Required work:
In this exercise, return the whole listing exactly, excluding any images.
----- Recorded data
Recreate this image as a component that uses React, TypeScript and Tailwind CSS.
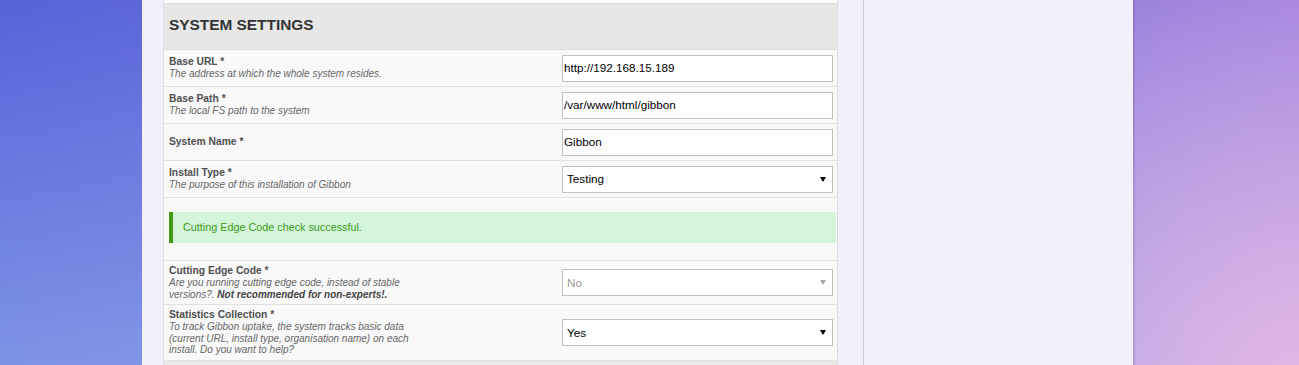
import { ReactNode } from 'react';

function Label({ title, children }: { title: string; children?: ReactNode }) {
    return (
        <div className="pl-[5px]">
            <div className="text-[10.3px] font-bold text-[#4f4f4f] leading-[12px]">{title}</div>
            {children && (
                <div className="text-[10px] italic text-[#666] leading-[11.7px]">{children}</div>
            )}
        </div>
    );
}

function TextBox({ value }: { value: string }) {
    return (
        <div className="h-[27px] w-[271px] bg-white border border-[#c2c2c2] flex items-center px-[1px] text-[11.7px] text-black">
            {value}
        </div>
    );
}

function SelectBox({ value, disabled }: { value: string; disabled?: boolean }) {
    return (
        <div className="h-[27px] w-[271px] bg-white border border-[#c2c2c2] flex items-center justify-between pl-[4px] pr-[6px] text-[11.7px]">
            <span className={disabled ? 'text-[#999]' : 'text-black'}>{value}</span>
            <span
                className={
                    'w-0 h-0 border-l-[3px] border-r-[3px] border-t-[5px] border-l-transparent border-r-transparent ' +
                    (disabled ? 'border-t-[#aaa]' : 'border-t-black')
                }
            />
        </div>
    );
}

function Row({ h, children, field }: { h: string; children: ReactNode; field: ReactNode }) {
    return (
        <div className={'grid grid-cols-[398px_275px] items-center bg-[#f9f9f9] border-b border-[#e1e1e1] ' + h}>
            {children}
            <div>{field}</div>
        </div>
    );
}

function App() {
    return (
        <div className="min-h-screen w-full flex font-['Liberation_Sans',Arial,sans-serif] bg-[radial-gradient(circle_at_100%_100%,rgba(236,186,228,0.85)_0%,rgba(236,186,228,0)_35%),linear-gradient(to_bottom,rgba(170,200,245,0)_0%,rgba(170,200,245,0.5)_100%),linear-gradient(to_right,#5563d8,#9c7fdd)]">
            <div className="ml-[142px] w-[991px] bg-[#f2f0fa] flex shadow-[1px_0_2px_rgba(80,60,140,0.35)]">

                {/* main column */}
                <div className="pl-[21px] w-[696px]">
                    <div className="w-[675px] border-x border-[#dcdcdc]">

                        <div className="h-[4px] bg-white border-b border-[#dcdcdc]" />

                        {/* heading */}
                        <div className="h-[46px] bg-[#e7e7e7] border-b border-[#dcdcdc] flex items-center pl-[5px] pb-[3px]">
                            <h3 className="text-[15.4px] font-bold text-[#333]">SYSTEM SETTINGS</h3>
                        </div>

                        <Row h="h-[37px]" field={<TextBox value="http://192.168.15.189" />}>
                            <Label title="Base URL *">The address at which the whole system resides.</Label>
                        </Row>

                        <Row h="h-[37px]" field={<TextBox value="/var/www/html/gibbon" />}>
                            <Label title="Base Path *">The local FS path to the system</Label>
                        </Row>

                        <Row h="h-[37px]" field={<TextBox value="Gibbon" />}>
                            <Label title="System Name *" />
                        </Row>

                        <Row h="h-[37px]" field={<SelectBox value="Testing" />}>
                            <Label title="Install Type *">The purpose of this installation of Gibbon</Label>
                        </Row>

                        {/* alert */}
                        <div className="h-[63px] bg-[#f9f9f9] border-b border-[#e1e1e1] pt-[14px] pl-[5px] pr-[1px]">
                            <div className="h-[31px] bg-[#d4f5da] border-l-[4px] border-[#3f9a12] flex items-center pl-[10px] text-[10.8px] text-[#3a9a1a]">
                                Cutting Edge Code check successful.
                            </div>
                        </div>

                        <Row h="h-[44px]" field={<SelectBox value="No" disabled />}>
                            <Label title="Cutting Edge Code *">
                                Are you running cutting edge code, instead of stable<br />
                                versions?. <b className="text-[#444]">Not recommended for non-experts!.</b>
                            </Label>
                        </Row>

                        <Row h="h-[56px]" field={<SelectBox value="Yes" />}>
                            <Label title="Statistics Collection *">
                                To track Gibbon uptake, the system tracks basic data<br />
                                (current URL, install type, organisation name) on each<br />
                                install. Do you want to help?
                            </Label>
                        </Row>

                        <div className="h-[20px] bg-[#e9e9e9]" />
                    </div>
                </div>

                {/* sidebar */}
                <div className="ml-[25px] flex-1 border-l border-[#cac7dc]" />
            </div>
        </div>
    );
}

export default App;
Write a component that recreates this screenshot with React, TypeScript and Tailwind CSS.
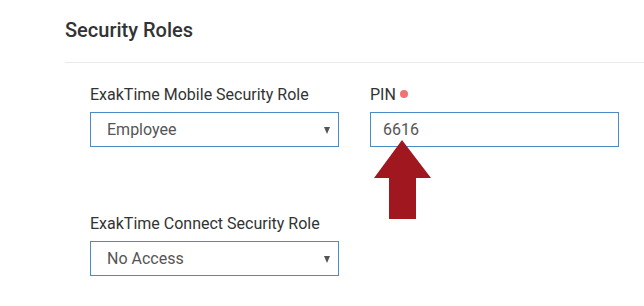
import React from "react";

// Select field with a small dark triangle on the right
function RoleSelect({ value }: { value: string }) {
  return (
    <div className="relative h-[35px] w-[249px]">
      <select
        defaultValue={value}
        className="h-full w-full appearance-none rounded-none border border-[#4a8cc6] bg-white pl-[16px] text-[16px] text-[#555] outline-none"
      >
        <option>{value}</option>
      </select>
      <span className="pointer-events-none absolute right-[9px] top-[15px] h-0 w-0 border-x-[3.5px] border-t-[7px] border-x-transparent border-t-[#555]" />
    </div>
  );
}

export default function App() {
  return (
    <div
      className="h-[306px] w-[644px] overflow-hidden bg-white pl-[65px] pt-[16px] text-[#333]"
      style={{ fontFamily: "Roboto, 'Liberation Sans', sans-serif" }}
    >
      <h2 className="text-[20px] font-medium leading-[28px] text-[#333]">Security Roles</h2>
      <div className="mt-[18px] border-t border-[#e9e9e9]" />

      <div className="mt-[20px] grid grid-cols-[249px_249px] gap-x-[31px] gap-y-[65px] pl-[25px]">
        <div>
          <label className="block text-[16px] leading-[24px]">ExakTime Mobile Security Role</label>
          <div className="mt-[5px]">
            <RoleSelect value="Employee" />
          </div>
        </div>

        <div className="relative">
          <label className="flex items-center gap-[4px] text-[16px] leading-[24px]">
            PIN
            <span className="mb-[2px] h-[8px] w-[8px] rounded-full bg-[#f07272]" />
          </label>
          <input
            defaultValue="6616"
            className="mt-[5px] h-[35px] w-[249px] rounded-none border border-[#4a8cc6] bg-white pl-[12px] text-[16px] text-[#555] outline-none"
          />
          {/* annotation arrow pointing at the PIN field */}
          <svg
            className="absolute left-[4px] top-[57px]"
            width="58"
            height="80"
            viewBox="0 0 58 80"
          >
            <polygon
              points="28,0 57,38 42,38 42,79 15,79 15,38 0,38"
              fill="#a1171f"
            />
          </svg>
        </div>

        <div>
          <label className="block text-[16px] leading-[24px]">ExakTime Connect Security Role</label>
          <div className="mt-[5px]">
            <RoleSelect value="No Access" />
          </div>
        </div>
      </div>
    </div>
  );
}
----------
In response:
Recreate this image as a component that uses React, TypeScript and Tailwind CSS.
import { ReactNode } from 'react';

function Label({ title, children }: { title: string; children?: ReactNode }) {
    return (
        <div className="pl-[5px]">
            <div className="text-[10.3px] font-bold text-[#4f4f4f] leading-[12px]">{title}</div>
            {children && (
                <div className="text-[10px] italic text-[#666] leading-[11.7px]">{children}</div>
            )}
        </div>
    );
}

function TextBox({ value }: { value: string }) {
    return (
        <div className="h-[27px] w-[271px] bg-white border border-[#c2c2c2] flex items-center px-[1px] text-[11.7px] text-black">
            {value}
        </div>
    );
}

function SelectBox({ value, disabled }: { value: string; disabled?: boolean }) {
    return (
        <div className="h-[27px] w-[271px] bg-white border border-[#c2c2c2] flex items-center justify-between pl-[4px] pr-[6px] text-[11.7px]">
            <span className={disabled ? 'text-[#999]' : 'text-black'}>{value}</span>
            <span
                className={
                    'w-0 h-0 border-l-[3px] border-r-[3px] border-t-[5px] border-l-transparent border-r-transparent ' +
                    (disabled ? 'border-t-[#aaa]' : 'border-t-black')
                }
            />
        </div>
    );
}

function Row({ h, children, field }: { h: string; children: ReactNode; field: ReactNode }) {
    return (
        <div className={'grid grid-cols-[398px_275px] items-center bg-[#f9f9f9] border-b border-[#e1e1e1] ' + h}>
            {children}
            <div>{field}</div>
        </div>
    );
}

function App() {
    return (
        <div className="min-h-screen w-full flex font-['Liberation_Sans',Arial,sans-serif] bg-[radial-gradient(circle_at_100%_100%,rgba(236,186,228,0.85)_0%,rgba(236,186,228,0)_35%),linear-gradient(to_bottom,rgba(170,200,245,0)_0%,rgba(170,200,245,0.5)_100%),linear-gradient(to_right,#5563d8,#9c7fdd)]">
            <div className="ml-[142px] w-[991px] bg-[#f2f0fa] flex shadow-[1px_0_2px_rgba(80,60,140,0.35)]">

                {/* main column */}
                <div className="pl-[21px] w-[696px]">
                    <div className="w-[675px] border-x border-[#dcdcdc]">

                        <div className="h-[4px] bg-white border-b border-[#dcdcdc]" />

                        {/* heading */}
                        <div className="h-[46px] bg-[#e7e7e7] border-b border-[#dcdcdc] flex items-center pl-[5px] pb-[3px]">
                            <h3 className="text-[15.4px] font-bold text-[#333]">SYSTEM SETTINGS</h3>
                        </div>

                        <Row h="h-[37px]" field={<TextBox value="http://192.168.15.189" />}>
                            <Label title="Base URL *">The address at which the whole system resides.</Label>
                        </Row>

                        <Row h="h-[37px]" field={<TextBox value="/var/www/html/gibbon" />}>
                            <Label title="Base Path *">The local FS path to the system</Label>
                        </Row>

                        <Row h="h-[37px]" field={<TextBox value="Gibbon" />}>
                            <Label title="System Name *" />
                        </Row>

                        <Row h="h-[37px]" field={<SelectBox value="Testing" />}>
                            <Label title="Install Type *">The purpose of this installation of Gibbon</Label>
                        </Row>

                        {/* alert */}
                        <div className="h-[63px] bg-[#f9f9f9] border-b border-[#e1e1e1] pt-[14px] pl-[5px] pr-[1px]">
                            <div className="h-[31px] bg-[#d4f5da] border-l-[4px] border-[#3f9a12] flex items-center pl-[10px] text-[10.8px] text-[#3a9a1a]">
                                Cutting Edge Code check successful.
                            </div>
                        </div>

                        <Row h="h-[44px]" field={<SelectBox value="No" disabled />}>
                            <Label title="Cutting Edge Code *">
                                Are you running cutting edge code, instead of stable<br />
                                versions?. <b className="text-[#444]">Not recommended for non-experts!.</b>
                            </Label>
                        </Row>

                        <Row h="h-[56px]" field={<SelectBox value="Yes" />}>
                            <Label title="Statistics Collection *">
                                To track Gibbon uptake, the system tracks basic data<br />
                                (current URL, install type, organisation name) on each<br />
                                install. Do you want to help?
                            </Label>
                        </Row>

                        <div className="h-[20px] bg-[#e9e9e9]" />
                    </div>
                </div>

                {/* sidebar */}
                <div className="ml-[25px] flex-1 border-l border-[#cac7dc]" />
            </div>
        </div>
    );
}

export default App;
Write a component that recreates this screenshot with React, TypeScript and Tailwind CSS.
import React from "react";

// Select field with a small dark triangle on the right
function RoleSelect({ value }: { value: string }) {
  return (
    <div className="relative h-[35px] w-[249px]">
      <select
        defaultValue={value}
        className="h-full w-full appearance-none rounded-none border border-[#4a8cc6] bg-white pl-[16px] text-[16px] text-[#555] outline-none"
      >
        <option>{value}</option>
      </select>
      <span className="pointer-events-none absolute right-[9px] top-[15px] h-0 w-0 border-x-[3.5px] border-t-[7px] border-x-transparent border-t-[#555]" />
    </div>
  );
}

export default function App() {
  return (
    <div
      className="h-[306px] w-[644px] overflow-hidden bg-white pl-[65px] pt-[16px] text-[#333]"
      style={{ fontFamily: "Roboto, 'Liberation Sans', sans-serif" }}
    >
      <h2 className="text-[20px] font-medium leading-[28px] text-[#333]">Security Roles</h2>
      <div className="mt-[18px] border-t border-[#e9e9e9]" />

      <div className="mt-[20px] grid grid-cols-[249px_249px] gap-x-[31px] gap-y-[65px] pl-[25px]">
        <div>
          <label className="block text-[16px] leading-[24px]">ExakTime Mobile Security Role</label>
          <div className="mt-[5px]">
            <RoleSelect value="Employee" />
          </div>
        </div>

        <div className="relative">
          <label className="flex items-center gap-[4px] text-[16px] leading-[24px]">
            PIN
            <span className="mb-[2px] h-[8px] w-[8px] rounded-full bg-[#f07272]" />
          </label>
          <input
            defaultValue="6616"
            className="mt-[5px] h-[35px] w-[249px] rounded-none border border-[#4a8cc6] bg-white pl-[12px] text-[16px] text-[#555] outline-none"
          />
          {/* annotation arrow pointing at the PIN field */}
          <svg
            className="absolute left-[4px] top-[57px]"
            width="58"
            height="80"
            viewBox="0 0 58 80"
          >
            <polygon
              points="28,0 57,38 42,38 42,79 15,79 15,38 0,38"
              fill="#a1171f"
            />
          </svg>
        </div>

        <div>
          <label className="block text-[16px] leading-[24px]">ExakTime Connect Security Role</label>
          <div className="mt-[5px]">
            <RoleSelect value="No Access" />
          </div>
        </div>
      </div>
    </div>
  );
}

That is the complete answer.